Which of the two wind gourds do you think may represent hurricanes and storms that come up from the south to Hawaii during winter? The ipu iki (small wind gourd) or the ipu nui (large wind gourd)?

 

Hawaiian Months and Practices:

 

As we demonstrated earlier, Hawaiians also have 12 months in one year. Walk around circle again, this time saying both  Hawaiian and western months (use name cards with associated practices and place in appropriate location for month). Discuss why Hawaiians chose to do certain practices in certain months i.e. plant kalo on these months (what was the weather like?).


LESSON 1 EXTENSION ACTIVITY:

 

Read to students How Maui Slowed the Sun by Suelyn Ching Tune (Author), Robin Yoko Burningham (Illustrator)

 

Ask the questions:

 

Why did Maui want to slow down the sun?

 

After Maui slowed down the sun, which season had longer days? (Summer)

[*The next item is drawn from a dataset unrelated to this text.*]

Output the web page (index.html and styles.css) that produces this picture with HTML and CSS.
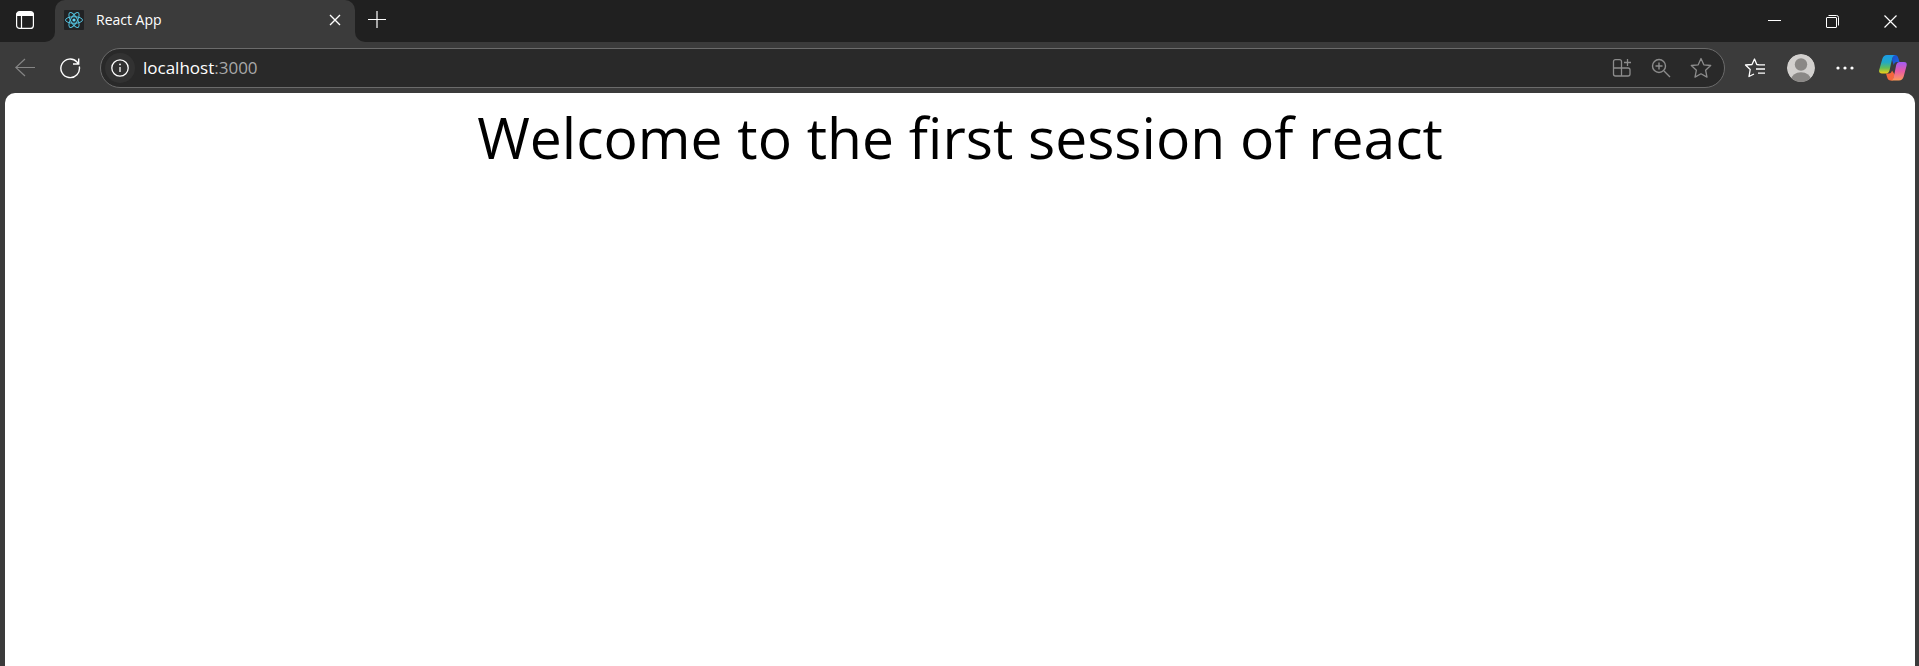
FILE: index.html
```html
<!DOCTYPE html>
<html lang="en">
<head>
<meta charset="utf-8">
<title>React App</title>
<link rel="stylesheet" href="styles.css">
</head>
<body>
<header class="browser">
  <div class="titlebar">
    <div class="workspace">
      <button class="icon-button" aria-label="Tab actions">
        <svg width="20" height="20" viewBox="0 0 20 20" fill="none" stroke="#fff" stroke-width="1.2"><rect x="1.6" y="1.6" width="16.8" height="16.8" rx="3"/><path d="M2 3.5Q3 2 5 2H15Q17 2 18 3.5V5.500H2Z" fill="#fff"/><path d="M6.5 6V18"/></svg>
      </button>
    </div>
    <div class="tab-slot">
      <div class="tab">
        <svg class="favicon" width="20" height="20" viewBox="0 0 20 20" fill="none" stroke="#53c1de" stroke-width="1"><rect width="20" height="20" rx="1" fill="#212224" stroke="none"/><ellipse cx="10" cy="10" rx="8.5" ry="3.3"/><ellipse cx="10" cy="10" rx="8.5" ry="3.3" transform="rotate(60 10 10)"/><ellipse cx="10" cy="10" rx="8.5" ry="3.3" transform="rotate(120 10 10)"/><circle cx="10" cy="10" r="1.6" fill="#61dafb" stroke="none"/></svg>
        <span class="tab-title">React App</span>
        <button class="icon-button tab-close" aria-label="Close tab">
          <svg width="12" height="12" viewBox="0 0 12 12" stroke="#fff" stroke-width="1.4"><path d="M1 1L11 11M11 1L1 11"/></svg>
        </button>
      </div>
    </div>
    <div class="title-rest">
      <button class="icon-button new-tab" aria-label="New tab">
        <svg width="18" height="18" viewBox="0 0 18 18" stroke="#fff" stroke-width="1.2"><path d="M0 9.5H18M9 1V18"/></svg>
      </button>
      <div class="window-controls">
        <button class="window-button" aria-label="Minimize">
          <svg width="13" height="13" viewBox="0 0 13 13" stroke="#fff"><path d="M0 5.5H13"/></svg>
        </button>
        <button class="window-button" aria-label="Restore">
          <svg width="13" height="13" viewBox="0 0 13 13" fill="none" stroke="#fff"><rect x=".5" y="2.5" width="10" height="10" rx=".5"/><path d="M2.5 .5H10.500Q12.5 .5 12.5 2.500V10.5"/></svg>
        </button>
        <button class="window-button" aria-label="Close">
          <svg width="13" height="13" viewBox="0 0 13 13" stroke="#fff" stroke-width="1.2"><path d="M.5 .5L12.5 12.5M12.5 .5L.5 12.5"/></svg>
        </button>
      </div>
    </div>
  </div>
  <div class="toolbar">
    <div class="nav">
      <button class="icon-button" aria-label="Back">
        <svg width="20" height="20" viewBox="0 0 20 20" fill="none" stroke="#858585" stroke-width="1.2"><path d="M20 9.5H.8M10 1L.8 9.5L10 18"/></svg>
      </button>
      <button class="icon-button" aria-label="Refresh">
        <svg width="22" height="22" viewBox="0 0 22 22" fill="none" stroke="#fff" stroke-width="1.4"><path d="M20.3 9.5A9.3 9.3 0 1 1 18 5L19.7 7M19.7 1.5V7H14"/></svg>
      </button>
    </div>
    <div class="address">
      <button class="site-info" aria-label="Site information">
        <svg width="18" height="18" viewBox="0 0 18 18" fill="none" stroke="#fff" stroke-width="1.3"><circle cx="9" cy="9" r="8.2"/><path d="M9 8V13"/><circle cx="9" cy="5.4" r=".9" fill="#fff" stroke="none"/></svg>
      </button>
      <a class="url" href="#page"><span class="host">localhost</span>:3000</a>
      <div class="address-actions">
        <button class="icon-button" aria-label="App available">
          <svg width="20" height="20" viewBox="0 0 20 20" fill="none" stroke="#8c8c8c" stroke-width="1.3"><path d="M9.5 10V3.6Q9.5 1.6 7.5 1.6H3.5Q1.5 1.6 1.5 3.6V16Q1.5 18 3.5 18H16Q18 18 18 16V12Q18 10 16 10H1.5M9.5 10V18M15.5 1V8M12 4.5H19"/></svg>
        </button>
        <button class="icon-button" aria-label="Zoom">
          <svg width="20" height="20" viewBox="0 0 20 20" fill="none" stroke="#8c8c8c" stroke-width="1.4"><circle cx="8" cy="8" r="6.5"/><path d="M13 13L19 19M8 4.5V11.5M4.5 8H11.5"/></svg>
        </button>
        <button class="icon-button" aria-label="Add to favorites">
          <svg width="22" height="22" viewBox="0 0 22 22" fill="none" stroke="#8c8c8c" stroke-width="1.3" stroke-linejoin="round"><path d="M11 1.5L13.8 7.8L20.7 8.5L15.6 13.2L17 20.1L11 16.8L5 20.1L6.4 13.2L1.3 8.5L8.2 7.8Z"/></svg>
        </button>
      </div>
    </div>
    <div class="tools">
      <button class="icon-button" aria-label="Favorites">
        <svg width="22" height="22" viewBox="0 0 22 22" fill="none" stroke="#fff" stroke-width="1.3" stroke-linejoin="round"><path d="M15.2 7.8L12.8 7.5L10.5 2L8 7.5L1.5 8L6.2 12.5L5 19.5L10 17M13 7.9H21M12 12H21M14 16.2H21"/></svg>
      </button>
      <button class="icon-button" aria-label="Profile">
        <svg width="28" height="28" viewBox="0 0 28 28"><defs><clipPath id="face"><circle cx="14" cy="14" r="14"/></clipPath></defs><g clip-path="url(#face)"><circle cx="14" cy="14" r="14" fill="#d2d0ce"/><circle cx="14" cy="10.5" r="6.2" fill="#8a8886"/><ellipse cx="14" cy="26" rx="10" ry="7.7" fill="#8a8886"/></g></svg>
      </button>
      <button class="icon-button" aria-label="Settings and more">
        <svg width="18" height="18" viewBox="0 0 18 18" fill="#fff"><circle cx="2" cy="9" r="1.6"/><circle cx="9" cy="9" r="1.6"/><circle cx="16" cy="9" r="1.6"/></svg>
      </button>
      <button class="icon-button copilot" aria-label="Copilot">
        <svg width="28" height="26" viewBox="0 0 28 26">
          <defs>
            <linearGradient id="cool" x1="0" y1="0" x2="0" y2="1"><stop offset="0" stop-color="#1b9be8"/><stop offset=".4" stop-color="#22a9c4"/><stop offset=".7" stop-color="#63bd57"/><stop offset="1" stop-color="#f3cf16"/></linearGradient>
            <linearGradient id="warm" x1="0" y1="0" x2="0" y2="1"><stop offset="0" stop-color="#a15cf5"/><stop offset=".5" stop-color="#e75aa5"/><stop offset="1" stop-color="#ff9a58"/></linearGradient>
            <linearGradient id="fold" x1="0" y1="0" x2="1" y2="1"><stop offset="0" stop-color="#174cc8"/><stop offset="1" stop-color="#2068e6"/></linearGradient>
          </defs>
          <path d="M14 0H16Q18.500 0 19.300 3L20.500 7H18Q15.500 7 14.700 10L13 5Z" fill="url(#fold)"/>
          <path d="M13.500 25.500H11.500Q9 25.500 8.200 22.500L7 18.500H10Q12.300 18.500 13 15.500L16 20Z" fill="#f4673d"/>
          <path d="M8 0H16.500Q14.200 0 13.300 3L10.500 15.500Q9.600 18.500 7 18.500H3Q-.8 18.500 .3 14.500L3.300 4Q4.500 0 8 0Z" fill="url(#cool)"/>
          <path d="M20 25.500H11.500Q13.800 25.500 14.700 22.500L17.200 10Q18 7 20.700 7H25Q28.500 7 27.500 11L24.700 21.500Q23.500 25.500 20 25.500Z" fill="url(#warm)"/>
        </svg>
      </button>
    </div>
  </div>
</header>
<main class="page" id="page">
  <h1 class="welcome">Welcome to the first session of react</h1>
</main>
</body>
</html>
```
FILE: styles.css
```css
* {
  box-sizing: border-box;
}

body {
  margin: 0;
  min-height: 100vh;
  display: flex;
  flex-direction: column;
  background: #3b3b3b;
  font-family: "Segoe UI", "Open Sans", "Noto Sans", sans-serif;
}

button {
  display: flex;
  align-items: center;
  justify-content: center;
  padding: 0;
  border: 0;
  background: none;
}

svg {
  display: block;
  flex: none;
}

.titlebar {
  display: flex;
  height: 42px;
}

.workspace {
  width: 55px;
  padding: 10px 15px;
  background: #202020;
  border-bottom-right-radius: 10px;
}

.tab-slot {
  width: 300px;
  background: linear-gradient(#202020 50%, #3b3b3b 50%);
}

.tab {
  display: flex;
  align-items: center;
  height: 100%;
  padding: 0 14px 2px 9px;
  background: #3b3b3b;
  border-radius: 10px 10px 0 0;
}

.tab-title {
  flex: 1;
  padding-left: 12px;
  color: #fff;
  font-size: 14px;
  line-height: 20px;
}

.title-rest {
  flex: 1;
  display: flex;
  align-items: center;
  justify-content: space-between;
  padding-left: 13px;
  background: #202020;
  border-bottom-left-radius: 10px;
}

.new-tab {
  padding-bottom: 4px;
}

.window-controls {
  display: flex;
}

.window-button {
  width: 58px;
  height: 42px;
}

.toolbar {
  display: flex;
  align-items: center;
  height: 51px;
}

.nav {
  display: flex;
  align-items: center;
  gap: 24px;
  padding: 0 19px 0 15px;
}

.address {
  flex: 1;
  display: flex;
  align-items: center;
  height: 40px;
  padding: 0 12px 0 4px;
  border: 1px solid #6b6b6b;
  border-radius: 20px;
  background: #292929;
}

.site-info {
  width: 30px;
  height: 30px;
  border-radius: 50%;
  background: #323232;
}

.url {
  flex: 1;
  padding-left: 8px;
  color: #a8a8a8;
  font-size: 17px;
  line-height: 24px;
  text-decoration: none;
}

.host {
  color: #fff;
}

.address-actions {
  display: flex;
  align-items: center;
  gap: 19px;
}

.tools {
  display: flex;
  align-items: center;
  gap: 21px;
  padding: 0 12px 0 19px;
}

.copilot {
  padding-left: 4px;
}

.page {
  flex: 1;
  margin: 0 4px 0 5px;
  padding: 4px 16px 0;
  border-radius: 10px 10px 0 0;
  background: #fff;
}

.welcome {
  margin: 0;
  color: #000;
  font-size: 57px;
  font-weight: 400;
  line-height: 80px;
  text-align: center;
}
```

Which season had shorter days? (Winter)

 

How does the length of day affect how plants grow? Why do we and animals rely on plants? Why is important that we have seasons for plants?

 

Using the same concept as the Science of Paradise activity, have students revise the rotation of the earth around the sun with the seasons.

 

Ask the question: "Look at the amount of sun on the Northern Hemisphere during summer; in the winter. Why it is that we have shorter days in winter and longer days in summer?" Reiterate that because of Hawaii’s latitude (position on earth), although Hawaii also has longer days in summer and shorter days in winter, the difference in length between summer days and winter days is much smaller.